▸ Collected material
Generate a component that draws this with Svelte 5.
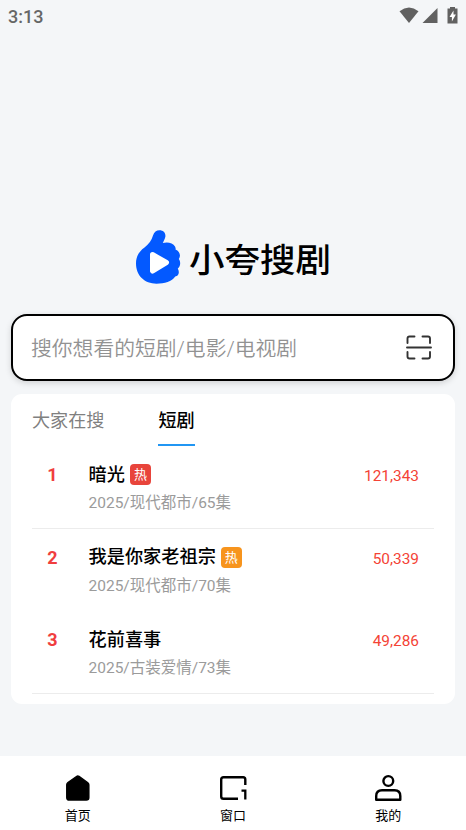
<script>
  let activeTab = $state('short');
  let activeNav = $state('home');

  const tabs = [
    { id: 'all', label: '大家在搜' },
    { id: 'short', label: '短剧' }
  ];

  const dramas = [
    { rank: 1, title: '暗光', info: '2025/现代都市/65集', count: '121,343', hot: 'red', line: true },
    { rank: 2, title: '我是你家老祖宗', info: '2025/现代都市/70集', count: '50,339', hot: 'orange', line: false },
    { rank: 3, title: '花前喜事', info: '2025/古装爱情/73集', count: '49,286', hot: '', line: true }
  ];

  const navs = [
    { id: 'home', label: '首页' },
    { id: 'window', label: '窗口' },
    { id: 'mine', label: '我的' }
  ];
</script>

<div class="page">
  <header class="status">
    <span>3:13</span>
    <svg width="60" height="18" viewBox="0 0 60 18" fill="#616161">
      <path d="M.5 4.2Q10 -3 19.500 4.200L10 16Z" />
      <path d="M38.500 1V16H23.500Z" />
      <path d="M51 0h5v1.500h2.500v15h-10v-15H51Z" />
      <path d="M54.500 3.500 50.500 10h2.400v4.500l4-7h-2.400Z" fill="#fff" />
    </svg>
  </header>

  <div class="brand">
    <svg width="46" height="56" viewBox="0 0 46 56">
      <path
        d="M18 6.500C19 3 21.500 1.200 24.500 1.200C28.500 1.200 31 4 30.300 8C29.700 10.500 28.500 12.300 27.800 14C32 12.800 38 13.500 40 17.500Q41 19.300 40.500 20.500C44.500 22 46.300 26.500 43.800 30C46 33 45.500 37.500 42.800 39.500C45 43.500 43.500 47 40.200 47.500C37 52.500 29.500 54.700 21.500 54.700C9.500 54.700 1 46.500 1 34.500C1 27.500 4 22.500 9.500 18.500C14 15 16.500 11.500 18 6.500Z"
        fill="#0359ff"
      />
      <path d="M17.500 25.500 31.500 33.500 17.500 42Z" fill="#fff" stroke="#fff" stroke-width="5" stroke-linejoin="round" />
    </svg>
    <h1>小夸搜剧</h1>
  </div>

  <div class="search">
    <input type="text" placeholder="搜你想看的短剧/电影/电视剧" />
    <svg width="26" height="26" viewBox="0 0 26 26" fill="none" stroke="#333" stroke-width="1.900" stroke-linecap="round">
      <path d="M1.500 8V3.500Q1.500 1.500 3.500 1.500H8.500M16.500 1.500H22Q24 1.500 24 3.500V8M24 17V21.500Q24 23.500 22 23.500H16.500M8.500 23.500H3.500Q1.500 23.500 1.500 21.500V17M1 12.500H25" />
    </svg>
  </div>

  <section class="card">
    <div class="tabs">
      {#each tabs as tab}
        <button class="tab" class:active={activeTab === tab.id} onclick={() => (activeTab = tab.id)}>{tab.label}</button>
      {/each}
    </div>
    <ul>
      {#each dramas as drama}
        <li class:line={drama.line}>
          <b class="rank">{drama.rank}</b>
          <div class="detail">
            <div class="title">
              <span>{drama.title}</span>
              {#if drama.hot}
                <span class="hot {drama.hot}">热</span>
              {/if}
            </div>
            <p>{drama.info}</p>
          </div>
          <span class="count">{drama.count}</span>
        </li>
      {/each}
    </ul>
  </section>

  <nav>
    {#each navs as nav}
      <button onclick={() => (activeNav = nav.id)}>
        <svg width="28" height="28" viewBox="0 0 28 28" fill="none" stroke="#000" stroke-width="2.400">
          {#if nav.id === 'home'}
            <path d="M12.500 2.500Q13.700 1.700 15 2.500L23.500 8.500Q24.800 9.500 24.800 10.700V23.500Q24.800 26 22.300 26H5.300Q2.800 26 2.800 23.500V10.700Q2.800 9.500 4 8.500Z" fill="#000" stroke-width="1.500" />
          {:else if nav.id === 'window'}
            <path d="M26.300 11V5.500Q26.300 3.200 24.200 3.200H4.500Q2.200 3.200 2.200 5.500V22.500Q2.200 24.800 4.500 24.800H19" />
            <path d="M22.500 16.700H26.300V25.500" stroke-width="2.300" />
          {:else}
            <circle cx="14.300" cy="7" r="4.900" />
            <path d="M2.200 25.800V22Q2.200 16.200 8 16.200H20.500Q26.300 16.200 26.300 22V25.800Z" stroke-linejoin="round" />
          {/if}
        </svg>
        <span>{nav.label}</span>
      </button>
    {/each}
  </nav>
</div>

<style>
  :global(body) {
    margin: 0;
    background: #f4f6f8;
  }

  .page {
    display: flex;
    flex-direction: column;
    box-sizing: border-box;
    width: 466px;
    height: 830px;
    overflow: hidden;
    background: #f4f6f8;
    color: #000;
    font-family: Roboto, "Noto Sans CJK SC", sans-serif;
  }

  button {
    border: none;
    background: none;
    padding: 0;
    color: inherit;
    font: inherit;
    cursor: pointer;
  }

  .status {
    display: flex;
    align-items: center;
    justify-content: space-between;
    height: 32px;
    padding: 0 7px 0 8px;
    color: #666;
    font-size: 18px;
    font-weight: 500;
  }

  .status svg {
    margin-bottom: 1px;
  }

  .brand {
    display: flex;
    align-items: center;
    height: 56px;
    margin: 197px 0 0 135px;
  }

  h1 {
    margin: 8px 0 0 8px;
    font-size: 35.5px;
    font-weight: 500;
    line-height: 56px;
    transform: scaleY(0.92);
  }

  .search {
    display: flex;
    align-items: center;
    box-sizing: border-box;
    height: 67px;
    margin: 29px 11px 0;
    padding: 0 21px 0 18px;
    border: 2px solid #000;
    border-radius: 16px;
    background: #fff;
    box-shadow: 0 2px 6px rgba(0, 0, 0, 0.15);
  }

  input {
    flex: 1;
    min-width: 0;
    padding: 2px 0 0;
    border: none;
    outline: none;
    background: none;
    font-family: inherit;
    font-size: 20.8px;
    font-weight: 350;
  }

  input::placeholder {
    color: #929292;
  }

  .card {
    box-sizing: border-box;
    height: 310px;
    margin: 13px 11px 0;
    padding: 0 21px;
    border-radius: 11px;
    background: #fff;
  }

  .tabs {
    display: flex;
    gap: 54px;
    height: 52px;
  }

  .tab {
    box-sizing: border-box;
    padding-top: 4px;
    border-bottom: 2px solid transparent;
    color: #808080;
    font-size: 18.1px;
    line-height: 46px;
  }

  .tab.active {
    border-color: #2196f3;
    color: #000;
    font-weight: 500;
  }

  ul {
    margin: 0;
    padding: 0;
    list-style: none;
  }

  li {
    display: flex;
    box-sizing: border-box;
    height: 82.5px;
    padding: 17px 15px 0 0;
    border-bottom: 1px solid transparent;
  }

  li.line {
    border-color: #ececec;
  }

  .rank {
    width: 41px;
    padding-right: 15.5px;
    box-sizing: border-box;
    color: #f03e3e;
    font-size: 18px;
    line-height: 24px;
    text-align: right;
  }

  .detail {
    flex: 1;
    margin-left: 15.5px;
  }

  .title {
    display: flex;
    align-items: center;
    gap: 5px;
    height: 23px;
    font-size: 18.2px;
    font-weight: 500;
    line-height: 24px;
  }

  .hot {
    width: 21px;
    height: 21px;
    border-radius: 4px;
    color: #fff;
    font-size: 13px;
    font-weight: 400;
    line-height: 21px;
    text-align: center;
  }

  .red {
    background: #e8443b;
  }

  .orange {
    background: #f7941d;
  }

  p {
    margin: 5px 0 0;
    color: #9b9b9b;
    font-size: 15.5px;
    line-height: 24px;
  }

  .count {
    color: #f44336;
    font-size: 15.4px;
    line-height: 26px;
  }

  nav {
    display: flex;
    height: 74px;
    margin-top: auto;
    background: #fff;
  }

  nav button {
    display: flex;
    flex: 1;
    flex-direction: column;
    align-items: center;
    padding-top: 18px;
    font-size: 13px;
    line-height: 18px;
  }

  nav span {
    margin-top: 5px;
  }
</style>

▸ Exercise
Repeat the material above in full and exactly, omitting the pictures.

▸ Result for this exercise
Generate a component that draws this with Svelte 5.
<script>
  let activeTab = $state('short');
  let activeNav = $state('home');

  const tabs = [
    { id: 'all', label: '大家在搜' },
    { id: 'short', label: '短剧' }
  ];

  const dramas = [
    { rank: 1, title: '暗光', info: '2025/现代都市/65集', count: '121,343', hot: 'red', line: true },
    { rank: 2, title: '我是你家老祖宗', info: '2025/现代都市/70集', count: '50,339', hot: 'orange', line: false },
    { rank: 3, title: '花前喜事', info: '2025/古装爱情/73集', count: '49,286', hot: '', line: true }
  ];

  const navs = [
    { id: 'home', label: '首页' },
    { id: 'window', label: '窗口' },
    { id: 'mine', label: '我的' }
  ];
</script>

<div class="page">
  <header class="status">
    <span>3:13</span>
    <svg width="60" height="18" viewBox="0 0 60 18" fill="#616161">
      <path d="M.5 4.2Q10 -3 19.500 4.200L10 16Z" />
      <path d="M38.500 1V16H23.500Z" />
      <path d="M51 0h5v1.500h2.500v15h-10v-15H51Z" />
      <path d="M54.500 3.500 50.500 10h2.400v4.500l4-7h-2.400Z" fill="#fff" />
    </svg>
  </header>

  <div class="brand">
    <svg width="46" height="56" viewBox="0 0 46 56">
      <path
        d="M18 6.500C19 3 21.500 1.200 24.500 1.200C28.500 1.200 31 4 30.300 8C29.700 10.500 28.500 12.300 27.800 14C32 12.800 38 13.500 40 17.500Q41 19.300 40.500 20.500C44.500 22 46.300 26.500 43.800 30C46 33 45.500 37.500 42.800 39.500C45 43.500 43.500 47 40.200 47.500C37 52.500 29.500 54.700 21.500 54.700C9.500 54.700 1 46.500 1 34.500C1 27.500 4 22.500 9.500 18.500C14 15 16.500 11.500 18 6.500Z"
        fill="#0359ff"
      />
      <path d="M17.500 25.500 31.500 33.500 17.500 42Z" fill="#fff" stroke="#fff" stroke-width="5" stroke-linejoin="round" />
    </svg>
    <h1>小夸搜剧</h1>
  </div>

  <div class="search">
    <input type="text" placeholder="搜你想看的短剧/电影/电视剧" />
    <svg width="26" height="26" viewBox="0 0 26 26" fill="none" stroke="#333" stroke-width="1.900" stroke-linecap="round">
      <path d="M1.500 8V3.500Q1.500 1.500 3.500 1.500H8.500M16.500 1.500H22Q24 1.500 24 3.500V8M24 17V21.500Q24 23.500 22 23.500H16.500M8.500 23.500H3.500Q1.500 23.500 1.500 21.500V17M1 12.500H25" />
    </svg>
  </div>

  <section class="card">
    <div class="tabs">
      {#each tabs as tab}
        <button class="tab" class:active={activeTab === tab.id} onclick={() => (activeTab = tab.id)}>{tab.label}</button>
      {/each}
    </div>
    <ul>
      {#each dramas as drama}
        <li class:line={drama.line}>
          <b class="rank">{drama.rank}</b>
          <div class="detail">
            <div class="title">
              <span>{drama.title}</span>
              {#if drama.hot}
                <span class="hot {drama.hot}">热</span>
              {/if}
            </div>
            <p>{drama.info}</p>
          </div>
          <span class="count">{drama.count}</span>
        </li>
      {/each}
    </ul>
  </section>

  <nav>
    {#each navs as nav}
      <button onclick={() => (activeNav = nav.id)}>
        <svg width="28" height="28" viewBox="0 0 28 28" fill="none" stroke="#000" stroke-width="2.400">
          {#if nav.id === 'home'}
            <path d="M12.500 2.500Q13.700 1.700 15 2.500L23.500 8.500Q24.800 9.500 24.800 10.700V23.500Q24.800 26 22.300 26H5.300Q2.800 26 2.800 23.500V10.700Q2.800 9.500 4 8.500Z" fill="#000" stroke-width="1.500" />
          {:else if nav.id === 'window'}
            <path d="M26.300 11V5.500Q26.300 3.200 24.200 3.200H4.500Q2.200 3.200 2.200 5.500V22.500Q2.200 24.800 4.500 24.800H19" />
            <path d="M22.500 16.700H26.300V25.500" stroke-width="2.300" />
          {:else}
            <circle cx="14.300" cy="7" r="4.900" />
            <path d="M2.200 25.800V22Q2.200 16.200 8 16.200H20.500Q26.300 16.200 26.300 22V25.800Z" stroke-linejoin="round" />
          {/if}
        </svg>
        <span>{nav.label}</span>
      </button>
    {/each}
  </nav>
</div>

<style>
  :global(body) {
    margin: 0;
    background: #f4f6f8;
  }

  .page {
    display: flex;
    flex-direction: column;
    box-sizing: border-box;
    width: 466px;
    height: 830px;
    overflow: hidden;
    background: #f4f6f8;
    color: #000;
    font-family: Roboto, "Noto Sans CJK SC", sans-serif;
  }

  button {
    border: none;
    background: none;
    padding: 0;
    color: inherit;
    font: inherit;
    cursor: pointer;
  }

  .status {
    display: flex;
    align-items: center;
    justify-content: space-between;
    height: 32px;
    padding: 0 7px 0 8px;
    color: #666;
    font-size: 18px;
    font-weight: 500;
  }

  .status svg {
    margin-bottom: 1px;
  }

  .brand {
    display: flex;
    align-items: center;
    height: 56px;
    margin: 197px 0 0 135px;
  }

  h1 {
    margin: 8px 0 0 8px;
    font-size: 35.5px;
    font-weight: 500;
    line-height: 56px;
    transform: scaleY(0.92);
  }

  .search {
    display: flex;
    align-items: center;
    box-sizing: border-box;
    height: 67px;
    margin: 29px 11px 0;
    padding: 0 21px 0 18px;
    border: 2px solid #000;
    border-radius: 16px;
    background: #fff;
    box-shadow: 0 2px 6px rgba(0, 0, 0, 0.15);
  }

  input {
    flex: 1;
    min-width: 0;
    padding: 2px 0 0;
    border: none;
    outline: none;
    background: none;
    font-family: inherit;
    font-size: 20.8px;
    font-weight: 350;
  }

  input::placeholder {
    color: #929292;
  }

  .card {
    box-sizing: border-box;
    height: 310px;
    margin: 13px 11px 0;
    padding: 0 21px;
    border-radius: 11px;
    background: #fff;
  }

  .tabs {
    display: flex;
    gap: 54px;
    height: 52px;
  }

  .tab {
    box-sizing: border-box;
    padding-top: 4px;
    border-bottom: 2px solid transparent;
    color: #808080;
    font-size: 18.1px;
    line-height: 46px;
  }

  .tab.active {
    border-color: #2196f3;
    color: #000;
    font-weight: 500;
  }

  ul {
    margin: 0;
    padding: 0;
    list-style: none;
  }

  li {
    display: flex;
    box-sizing: border-box;
    height: 82.5px;
    padding: 17px 15px 0 0;
    border-bottom: 1px solid transparent;
  }

  li.line {
    border-color: #ececec;
  }

  .rank {
    width: 41px;
    padding-right: 15.5px;
    box-sizing: border-box;
    color: #f03e3e;
    font-size: 18px;
    line-height: 24px;
    text-align: right;
  }

  .detail {
    flex: 1;
    margin-left: 15.5px;
  }

  .title {
    display: flex;
    align-items: center;
    gap: 5px;
    height: 23px;
    font-size: 18.2px;
    font-weight: 500;
    line-height: 24px;
  }

  .hot {
    width: 21px;
    height: 21px;
    border-radius: 4px;
    color: #fff;
    font-size: 13px;
    font-weight: 400;
    line-height: 21px;
    text-align: center;
  }

  .red {
    background: #e8443b;
  }

  .orange {
    background: #f7941d;
  }

  p {
    margin: 5px 0 0;
    color: #9b9b9b;
    font-size: 15.5px;
    line-height: 24px;
  }

  .count {
    color: #f44336;
    font-size: 15.4px;
    line-height: 26px;
  }

  nav {
    display: flex;
    height: 74px;
    margin-top: auto;
    background: #fff;
  }

  nav button {
    display: flex;
    flex: 1;
    flex-direction: column;
    align-items: center;
    padding-top: 18px;
    font-size: 13px;
    line-height: 18px;
  }

  nav span {
    margin-top: 5px;
  }
</style>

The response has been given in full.